Quite rightly he argues that “the Trump Doctrine should fail before he gets a chance to put it into practice. His perspective on U.S. foreign policy is contradictory, confusing, and destined for the historical dustbin if enacted. For example, Trump has promised to restore “global peace,” rebuild the U.S. military, eliminate ISIS, contain “radical Islam,” and act as a reliable ally. At the same time, he has also promised to withdraw from NATO if allies do not take more responsibility for their own security”.

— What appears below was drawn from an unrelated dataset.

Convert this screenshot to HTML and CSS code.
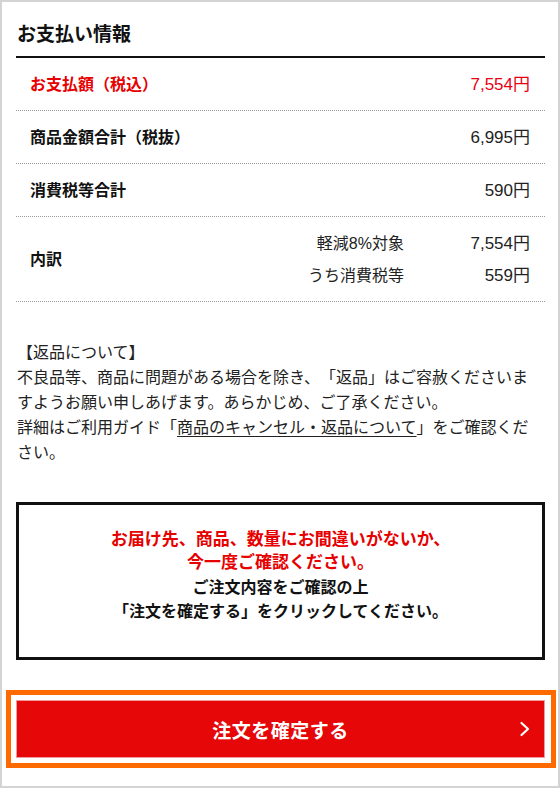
FILE: index.html
```html
<!DOCTYPE html>
<html lang="ja">
<head>
<meta charset="utf-8">
<title>お支払い情報</title>
<link rel="stylesheet" href="styles.css">
</head>
<body>
<div class="page">
  <h2 class="title">お支払い情報</h2>
  <div class="row total">
    <span class="label">お支払額（税込）</span>
    <span class="value">7,554円</span>
  </div>
  <div class="row">
    <span class="label">商品金額合計（税抜）</span>
    <span class="value">6,995円</span>
  </div>
  <div class="row">
    <span class="label">消費税等合計</span>
    <span class="value">590円</span>
  </div>
  <div class="row breakdown">
    <span class="label">内訳</span>
    <div class="sub">
      <span class="sub-label">軽減8%対象</span>
      <span class="sub-value">7,554円</span>
      <span class="sub-label">うち消費税等</span>
      <span class="sub-value">559円</span>
    </div>
  </div>

  <p class="returns">【返品について】<br>不良品等、商品に問題がある場合を除き、「返品」はご容赦くださいますようお願い申しあげます。あらかじめ、ご了承ください。<br>詳細はご利用ガイド「<a class="link" href="#">商品のキャンセル・返品について</a>」をご確認ください。</p>

  <div class="notice">
    <p class="notice-red">お届け先、商品、数量にお間違いがないか、<br>今一度ご確認ください。</p>
    <p class="notice-black">ご注文内容をご確認の上<br>「注文を確定する」をクリックしてください。</p>
  </div>

  <div class="btn-frame">
    <a class="btn" href="#">
      <span></span>
      <span class="btn-text">注文を確定する</span>
      <svg class="chev" width="12" height="18" viewBox="0 0 12 18"><polyline points="2.5,3 9,9 2.5,15" fill="none" stroke="#fff" stroke-width="2.2" stroke-linecap="round" stroke-linejoin="round"/></svg>
    </a>
  </div>
</div>
</body>
</html>
```

FILE: styles.css
```css
html, body {
  margin: 0;
  padding: 0;
  background: #fff;
}
body {
  font-family: "Liberation Sans", "Noto Sans CJK JP", sans-serif;
  color: #222;
  text-spacing-trim: space-all;
}
.page {
  width: 560px;
  height: 788px;
  box-sizing: border-box;
  border: 2px solid #d4d4d4;
  padding: 0 13px 0 14px;
  overflow: hidden;
}
.title {
  margin: 0;
  padding: 20px 0 8px 1px;
  font-size: 19px;
  line-height: 26px;
  font-weight: bold;
  color: #111;
  border-bottom: 2px solid #111;
}
.row {
  display: flex;
  justify-content: space-between;
  align-items: center;
  padding: 16px 15px 15px 14px;
  border-bottom: 1px dotted #9a9a9a;
  line-height: 21px;
}
.label {
  font-size: 16px;
  font-weight: bold;
  color: #111;
}
.value {
  font-size: 17px;
  color: #222;
}
.total .label,
.total .value {
  color: #e60012;
}
.total .label {
  color: #e60000;
}
.breakdown {
  display: grid;
  grid-template-columns: 1fr auto;
}
.sub {
  display: grid;
  grid-template-columns: auto 126px;
  row-gap: 11px;
  text-align: right;
}
.sub-label {
  font-size: 16px;
  color: #222;
}
.sub-value {
  font-size: 17px;
  color: #222;
}
.returns {
  margin: 38px 13px 0 1px;
  font-size: 16px;
  line-height: 25px;
  color: #222;
}
.link {
  color: #222;
  text-decoration: underline;
  text-underline-offset: 3px;
}
.notice {
  margin-top: 37px;
  border: 3px solid #111;
  padding: 23px 10px 33px;
  text-align: center;
  font-weight: bold;
}
.notice p {
  margin: 0;
}
.notice-red {
  font-size: 17px;
  line-height: 23px;
  color: #e60000;
}
.notice-black {
  margin-top: 2px !important;
  font-size: 16px;
  line-height: 24px;
  color: #111;
}
.btn-frame {
  margin: 30px -11px 0 -10px;
  border: 5px solid #ff6a00;
  padding: 5px 6px 5px 5px;
}
.btn {
  display: grid;
  grid-template-columns: 1fr auto 1fr;
  align-items: center;
  height: 58px;
  box-sizing: border-box;
  background: #e60808;
  border: 1px solid #f19a9a;
  text-decoration: none;
  color: #fff;
}
.btn-text {
  font-size: 19px;
  font-weight: bold;
  letter-spacing: 0.5px;
}
.chev {
  justify-self: end;
  margin-right: 13px;
  display: block;
}
```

He turns to Clinton “Clinton’s foreign policy may be the most sound of all three. Her policies are more robust than Obama’s on every major security challenge and are better positioned to help the United States secure favourable outcomes to a range of global conflicts. The world’s challenges require a determined use of U.S. leadership­, not isolationism. And in the areas where Obama’s restraint has failed, the more activist Hillary Clinton Doctrine (not to be confused with that of her husband, former U.S. President Bill Clinton’s doctrine of humanitarian intervention) could likely prevail. The Hillary Clinton Doctrine would counter Russian aggression by strengthening the European Reassurance Initiative, which would permanently place larger amounts of allied troops and weaponry in eastern Europe. Obama’s ERI focused on the installation of equipment and modest, rotating brigades of multinational troops. Most important, the administration has failed to negotiate reciprocal commitments from its European allies. When the Free Syrian Army could legitimately have crippled Assad’s regime, Clinton favoured creating a no-fly zone that would have facilitated the attack. This would have prevented Russia from entering the conflict and tipping its outcome in Assad’s favour, as well. She also called for a refugee safe zone, which could have stopped the migration crisis before it started. Had Obama supported regime change in Syria, Clinton would likely have helped orchestrate the UN’s biggest peacekeeping operation to date. This would have prevented ISIS from taking root in the country and could have led to a stable and successful transition of power. At any rate, the world would have likely avoided a prolonged civil war that has turned into a proxy battle that threatens Middle Eastern and European security alike. Even now, Clinton favors a no-fly zone and a refugee exclusion zone. Under her plan, NATO would guard the sky, Turkey would provide ground forces, the EU would oversee refugee zones, and the UN would monitor Syria’s diplomatic channels”.

The writer correctly argues that “The former secretary of state received blame for mishandling the Benghazi siege, but her assessment of Libya’s challenges following the overthrow of Muammar al-Qaddafi was nevertheless correct. It took nearly two years for Libya’s government and security apparatus to deteriorate. There was ample time for the international community to support a civilian stability operation that could have disarmed or disbanded the country’s militias. Instead, Western allies failed to secure the peace after NATO’s successful military operation, and a civil-cum-proxy war gradually emerged. These forces also failed to prevent regime weapons from spreading across the region. This was the case in Mali, where arms helped propel a brutal conflict that ended only after a costly French intervention. As president, Clinton would refocus Washington’s attention on Libya—not only to root out ISIS training camps but to support the country’s coalition government as well. The Ukraine crisis provides another instance where Obama’s restraint proved costly. By failing to support Ukraine’s fight against Russia, the Obama administration squandered the West’s opportunity to deter Moscow from future aggression. A Clinton administration, however, would have provided Ukraine with lethal weapons at the onset of the crisis. This would have prevented Russia from aiding separatist rebels in Crimea and could have made Putin think twice before intervening in Syria. Furthermore, her administration would not only raise the cost of Russian aggression and restore conventional deterrence in Europe, it would give the Ukrainian government a more complete set of tools that could help restore the country’s freedom from Moscow”.

He argues that a Clinton administration would make Europe responsible for its own security. However this is unlikely. With renewed American leadership the Europeans would have little reason to increase defence spending, yet this is a price worth paying for increased US involvement in world affairs.

He ends arguing that “Global instability is set to continue, and likely increase, after Obama leaves office. The next president will have a slim margin of error for solving these problems. But had the Clinton Doctrine been in place over the last four years, odds are that the United States could have kept Saudi Arabia and the Gulf Cooperation Council happy, deterred Putin from intervening in Syria, removed the Assad regime from power, and gotten the UN to shepherd a governance transition after his removal. Libya would have been a more stable (albeit struggling) country as well. In Asia, Washington would have seen Beijing’s hard-liners have less influence in Chinese affairs. And in Europe, Clinton could have made U.S. allies provide a greater share of their own security burden. Plus, a Clinton administration would have also been able to negotiate a successful nuclear deal with Iran. The number of security crises is more than likely to increase over the coming years, and the Clinton Doctrine is better equipped than that of Obama or Trump to deal with them”.